Klassen case raised in the House of Commons
“How on earth could anybody use provocation as why they killed somebody by strangulation so hard that they bruise their thumbs and then smother them with a pillow case?”
Susan Klassen’s death came up in the House of Commons Tuesday during a debate over changes to the Criminal Code about the use of personal records in sexual offence cases.
Reform MP Ian McClelland was the last to speak after the afternoon discussion. In his Edmonton Southwest riding, he’s heard much about the Klassen trial in Whitehorse.
“It is important to look at the mindset of a society which allows the law to put the rights of the accused far ahead of the rights of the victim. ... We must balance the rights of the victim with the rights of the accused. As I read it, that is what this legislation is all about,” he told the House. The government’s Bill C-46, the production of records in sexual offence proceedings, was read a second time Tuesday. It was referred to a legislative committee on justice for further study.
Its aim is to restore the confidence of sexual offence victims in the criminal justice system, Gordon Kirkby, parliamentary secretary to Justice Minister Allan Rock, said in beginning the debate.
“We must take the opportunity to craft a law which articulates that both the complainant and the accused are worthy of the law’s protection,” Kirkby said. The Reform MP informed the House about the facts of Klassen’s death in November 1995 near Whitehorse at the age of 36. Her husband, Ralph, strangled her, and, last month, was sentenced to five years in prison.
Manslaughter is when a person accidentally kills someone, not choking someone, then strangling them with a pillow case, said McClelland. The common root between the Klassen case and the Bill C-46 debate is when provocation makes assault - often against women - permissible, he said. “...Then we are in a situation where a person who brutally kills someone is able to say: ‘I did not mean to, therefore, it was manslaughter.
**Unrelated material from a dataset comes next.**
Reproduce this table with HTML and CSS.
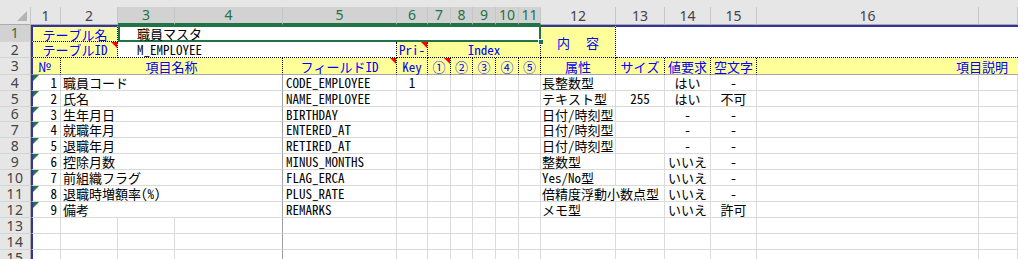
FILE: index.html
```html
<!DOCTYPE html>
<html lang="ja">
<head>
<meta charset="utf-8">
<title>職員マスタ</title>
<link rel="stylesheet" href="styles.css">
</head>
<body>
<div class="sheet">
  <div class="strip"></div>

  <div class="corner"><span class="selall"></span></div>
  <div class="ch">1</div>
  <div class="ch">2</div>
  <div class="ch sel">3</div>
  <div class="ch sel">4</div>
  <div class="ch sel">5</div>
  <div class="ch sel">6</div>
  <div class="ch sel">7</div>
  <div class="ch sel">8</div>
  <div class="ch sel">9</div>
  <div class="ch sel">10</div>
  <div class="ch sel">11</div>
  <div class="ch">12</div>
  <div class="ch">13</div>
  <div class="ch">14</div>
  <div class="ch">15</div>
  <div class="ch">16</div>
  <div class="ch"></div>

  <!-- row 1 -->
  <div class="rh sel">1</div>
  <div class="y s2 bl topb ctr">テーブル名</div>
  <div class="selbox s9 ind">職員マスタ<span class="handle"></span></div>
  <div class="y r2 topb ctr naiyou">内　容</div>
  <div class="w s5 r2 topb"></div>

  <!-- row 2 -->
  <div class="rh">2</div>
  <div class="y s2 bl ctr com">テーブルID</div>
  <div class="w s3 ind dotr">M_EMPLOYEE</div>
  <div class="y ctr com">Pri-</div>
  <div class="y s5 ctr">Index</div>

  <!-- row 3 -->
  <div class="rh">3</div>
  <div class="y h bl no">№</div>
  <div class="y h s3 ctr">項目名称</div>
  <div class="y h ctr com">フィールドID</div>
  <div class="y h ctr">Key</div>
  <div class="y h ctr com">①</div>
  <div class="y h ctr">②</div>
  <div class="y h ctr">③</div>
  <div class="y h ctr">④</div>
  <div class="y h ctr">⑤</div>
  <div class="y h ctr">属性</div>
  <div class="y h ctr">サイズ</div>
  <div class="y h ctr">値要求</div>
  <div class="y h ctr">空文字</div>
  <div class="y h s2 rt last">項目説明</div>

  <!-- row 4 -->
  <div class="rh">4</div>
  <div class="c bl rt num gt">1</div>
  <div class="c s3 dk nm">職員コード</div>
  <div class="c fd">CODE_EMPLOYEE</div>
  <div class="c ctr">1</div>
  <div class="c"></div><div class="c"></div><div class="c"></div><div class="c"></div><div class="c"></div>
  <div class="c at">長整数型</div>
  <div class="c ctr"></div>
  <div class="c ctr">はい</div>
  <div class="c ctr">-</div>
  <div class="c"></div>
  <div class="c"></div>

  <!-- row 5 -->
  <div class="rh">5</div>
  <div class="c bl rt num gt">2</div>
  <div class="c s3 dk nm">氏名</div>
  <div class="c fd">NAME_EMPLOYEE</div>
  <div class="c ctr"></div>
  <div class="c"></div><div class="c"></div><div class="c"></div><div class="c"></div><div class="c"></div>
  <div class="c at">テキスト型</div>
  <div class="c ctr">255</div>
  <div class="c ctr">はい</div>
  <div class="c ctr">不可</div>
  <div class="c"></div>
  <div class="c"></div>

  <!-- row 6 -->
  <div class="rh">6</div>
  <div class="c bl rt num gt">3</div>
  <div class="c s3 dk nm">生年月日</div>
  <div class="c fd">BIRTHDAY</div>
  <div class="c ctr"></div>
  <div class="c"></div><div class="c"></div><div class="c"></div><div class="c"></div><div class="c"></div>
  <div class="c at">日付/時刻型</div>
  <div class="c ctr"></div>
  <div class="c ctr">-</div>
  <div class="c ctr">-</div>
  <div class="c"></div>
  <div class="c"></div>

  <!-- row 7 -->
  <div class="rh">7</div>
  <div class="c bl rt num gt">4</div>
  <div class="c s3 dk nm">就職年月</div>
  <div class="c fd">ENTERED_AT</div>
  <div class="c ctr"></div>
  <div class="c"></div><div class="c"></div><div class="c"></div><div class="c"></div><div class="c"></div>
  <div class="c at">日付/時刻型</div>
  <div class="c ctr"></div>
  <div class="c ctr">-</div>
  <div class="c ctr">-</div>
  <div class="c"></div>
  <div class="c"></div>

  <!-- row 8 -->
  <div class="rh">8</div>
  <div class="c bl rt num gt">5</div>
  <div class="c s3 dk nm">退職年月</div>
  <div class="c fd">RETIRED_AT</div>
  <div class="c ctr"></div>
  <div class="c"></div><div class="c"></div><div class="c"></div><div class="c"></div><div class="c"></div>
  <div class="c at">日付/時刻型</div>
  <div class="c ctr"></div>
  <div class="c ctr">-</div>
  <div class="c ctr">-</div>
  <div class="c"></div>
  <div class="c"></div>

  <!-- row 9 -->
  <div class="rh">9</div>
  <div class="c bl rt num gt">6</div>
  <div class="c s3 dk nm">控除月数</div>
  <div class="c fd">MINUS_MONTHS</div>
  <div class="c ctr"></div>
  <div class="c"></div><div class="c"></div><div class="c"></div><div class="c"></div><div class="c"></div>
  <div class="c at">整数型</div>
  <div class="c ctr"></div>
  <div class="c ctr">いいえ</div>
  <div class="c ctr">-</div>
  <div class="c"></div>
  <div class="c"></div>

  <!-- row 10 -->
  <div class="rh">10</div>
  <div class="c bl rt num gt">7</div>
  <div class="c s3 dk nm">前組織フラグ</div>
  <div class="c fd">FLAG_ERCA</div>
  <div class="c ctr"></div>
  <div class="c"></div><div class="c"></div><div class="c"></div><div class="c"></div><div class="c"></div>
  <div class="c at">Yes/No型</div>
  <div class="c ctr"></div>
  <div class="c ctr">いいえ</div>
  <div class="c ctr">-</div>
  <div class="c"></div>
  <div class="c"></div>

  <!-- row 11 -->
  <div class="rh">11</div>
  <div class="c bl rt num gt">8</div>
  <div class="c s3 dk nm">退職時増額率(%)</div>
  <div class="c fd">PLUS_RATE</div>
  <div class="c ctr"></div>
  <div class="c"></div><div class="c"></div><div class="c"></div><div class="c"></div><div class="c"></div>
  <div class="c s2 at">倍精度浮動小数点型</div>
  <div class="c ctr">いいえ</div>
  <div class="c ctr">-</div>
  <div class="c"></div>
  <div class="c"></div>

  <!-- row 12 -->
  <div class="rh">12</div>
  <div class="c bl rt num gt">9</div>
  <div class="c s3 dk nm">備考</div>
  <div class="c fd">REMARKS</div>
  <div class="c ctr"></div>
  <div class="c"></div><div class="c"></div><div class="c"></div><div class="c"></div><div class="c"></div>
  <div class="c at">メモ型</div>
  <div class="c ctr"></div>
  <div class="c ctr">いいえ</div>
  <div class="c ctr">許可</div>
  <div class="c"></div>
  <div class="c"></div>

  <!-- row 13 -->
  <div class="rh">13</div>
  <div class="c bl"></div><div class="c"></div><div class="c"></div><div class="c dk"></div>
  <div class="c"></div><div class="c"></div><div class="c"></div><div class="c"></div><div class="c"></div>
  <div class="c"></div><div class="c"></div><div class="c"></div><div class="c"></div><div class="c"></div>
  <div class="c"></div><div class="c"></div><div class="c"></div>

  <!-- row 14 -->
  <div class="rh">14</div>
  <div class="c bl"></div><div class="c"></div><div class="c"></div><div class="c dk"></div>
  <div class="c"></div><div class="c"></div><div class="c"></div><div class="c"></div><div class="c"></div>
  <div class="c"></div><div class="c"></div><div class="c"></div><div class="c"></div><div class="c"></div>
  <div class="c"></div><div class="c"></div><div class="c"></div>

  <!-- row 15 -->
  <div class="rh">15</div>
  <div class="c bl"></div><div class="c"></div><div class="c"></div><div class="c dk"></div>
  <div class="c"></div><div class="c"></div><div class="c"></div><div class="c"></div><div class="c"></div>
  <div class="c"></div><div class="c"></div><div class="c"></div><div class="c"></div><div class="c"></div>
  <div class="c"></div><div class="c"></div><div class="c"></div>
</div>
</body>
</html>
```

FILE: styles.css
```css
* {
  box-sizing: border-box;
  margin: 0;
  padding: 0;
}

html, body {
  width: 1018px;
  height: 259px;
  overflow: hidden;
  background: #ffffff;
}

body {
  font-family: "Noto Sans Mono CJK JP", "Noto Sans CJK JP", monospace;
  font-size: 13px;
  color: #000000;
}

.sheet {
  display: grid;
  grid-template-columns: 31px 30px 57px 57px 108px 114px 31px 23px 22px 23px 23px 22px 75px 49px 46px 46px 222px 39px;
  grid-template-rows: 7px 18px 17px 16px 17px 16px 16px 15px 16px 16px 16px 16px 16px 16px 16px 16px 16px;
}

.strip {
  grid-column: 1 / -1;
  background: #e6e6e6;
}

/* headers */
.corner {
  background: #e6e6e6;
  border-right: 1px solid #c6c6c6;
  border-bottom: 1px solid #ababab;
  display: flex;
  justify-content: flex-end;
  align-items: flex-end;
  padding: 0 3px 3px 0;
}

.selall {
  width: 0;
  height: 0;
  border-left: 10px solid transparent;
  border-bottom: 10px solid #b4b4b4;
}

.ch,
.rh {
  background: #e6e6e6;
  font-family: "Noto Sans", "Liberation Sans", sans-serif;
  font-size: 14px;
  color: #444444;
  display: flex;
  align-items: center;
  justify-content: center;
  line-height: 1;
}

.ch {
  border-right: 1px solid #c6c6c6;
  border-bottom: 1px solid #ababab;
}

.ch.sel {
  background: #d2d2d2;
  color: #217346;
  border-bottom: 2px solid #217346;
}

.rh {
  letter-spacing: 0.5px;
  border-right: 1px solid #ababab;
  border-bottom: 1px solid #d4d4d4;
}

.rh.sel {
  background: #d2d2d2;
  color: #217346;
}

/* generic cells */
.c,
.y,
.w,
.selbox {
  display: flex;
  align-items: center;
  white-space: nowrap;
  line-height: 1;
  position: relative;
}

.c {
  border-right: 1px solid #dadada;
  border-bottom: 1px solid #dadada;
}

.y {
  background: #ffff99;
  color: #0000ff;
  border-right: 1px dotted #000000;
  border-bottom: 1px dotted #000000;
}

.y.h {
  border-bottom: 1px solid #a6a6a6;
}

.y.last {
  border-right: none;
  padding-right: 10px;
}

.w {
  background: #ffffff;
  border-bottom: 1px dotted #000000;
}

.dotr {
  border-right: 1px dotted #000000;
}

.selbox {
  background: #ffffff;
  box-shadow: inset 0 0 0 2px #217346;
}

.handle {
  position: absolute;
  right: -3px;
  bottom: -3px;
  width: 6px;
  height: 6px;
  background: #217346;
  border: 1px solid #ffffff;
  z-index: 2;
}

/* spans */
.s2 { grid-column: span 2; }
.s3 { grid-column: span 3; }
.s5 { grid-column: span 5; }
.s9 { grid-column: span 9; }
.r2 { grid-row: span 2; }

/* borders */
.bl {
  border-left: 2px solid #34349e;
}

.topb {
  border-top: 2px solid #34349e;
}

.dk {
  border-right: 1px solid #a0a0a0;
}

/* alignment */
.ctr { justify-content: center; }
.rt { justify-content: flex-end; }

.ind { padding-left: 19px; }
.no { padding-left: 5px; }
.num { padding-right: 3px; }
.nm { padding-left: 2px; }
.fd { padding-left: 3px; }
.at { padding-left: 1px; }

.naiyou {
  letter-spacing: 1.5px;
  padding-left: 1.5px;
}

/* comment indicators (red) and error indicators (green) */
.com::after {
  content: "";
  position: absolute;
  top: 0;
  right: 0;
  border-top: 6px solid #ff0000;
  border-left: 6px solid transparent;
}

.gt::before {
  content: "";
  position: absolute;
  top: 0;
  left: 0;
  border-top: 6px solid #1b7d2f;
  border-right: 6px solid transparent;
}
```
I did not mean to rape this girl. I did not break into her house and rape her. I was provoked into raping her because she was there.’ ”
McClelland also spoke about the reaction of 300 Yukoners who marched in minus 38 degree weather Jan. 24 in honor of Susan Klassen. “They were not marching just for Susan Klassen; they were marching out of frustration and rage at a judicial system that would allow provocation to be used as the excuse for killing. Provocation. My God.
“How on earth could anybody use provocation as why they killed somebody by strangulation so hard that they bruise their thumbs and then smother them with a pillow case?”
Susan Klassen, an occupational therapist, had attended school in Edmonton, McClelland noted.
“She probably was not an angel. None of us is. Was whatever happened in the relationship between Susan and her husband sufficient provocation for this person to kill her and then plead manslaughter because of provocation?”
Bill C-46 is about Parliament’s fiduciary responsibility to Canadian citizens and to protect innocent persons from being victimized in the trial process, he said. Producing personal records of sexual offence victims has discouraged reporting and participation of victims, said Kirkby.
“Bill C-46 amendments will significantly improve the situation for complainants and witnesses of sexual offences. In a nutshell, we are proposing a two-stage test for the production of records, which places the onus on the accused to establish the threshold of likely relevance of the records requested.” Bill C-46 would not prohibit the production of records, said Kirkby.
“An accused cannot plunder through irrelevant personal records for tidbits of information which can either be exploited or unhelpful, safely ignored. But nothing prevents the accused from calling as a witness a person who has material evidence and asking relevant questions.”
The Klassen case has had a high profile outside the Yukon. It was discussed on the national CBC radio program Morningside two weeks ago, and received front-page coverage, with a photo of the Whitehorse marchers, in last Wednesday’s Edmonton Journal.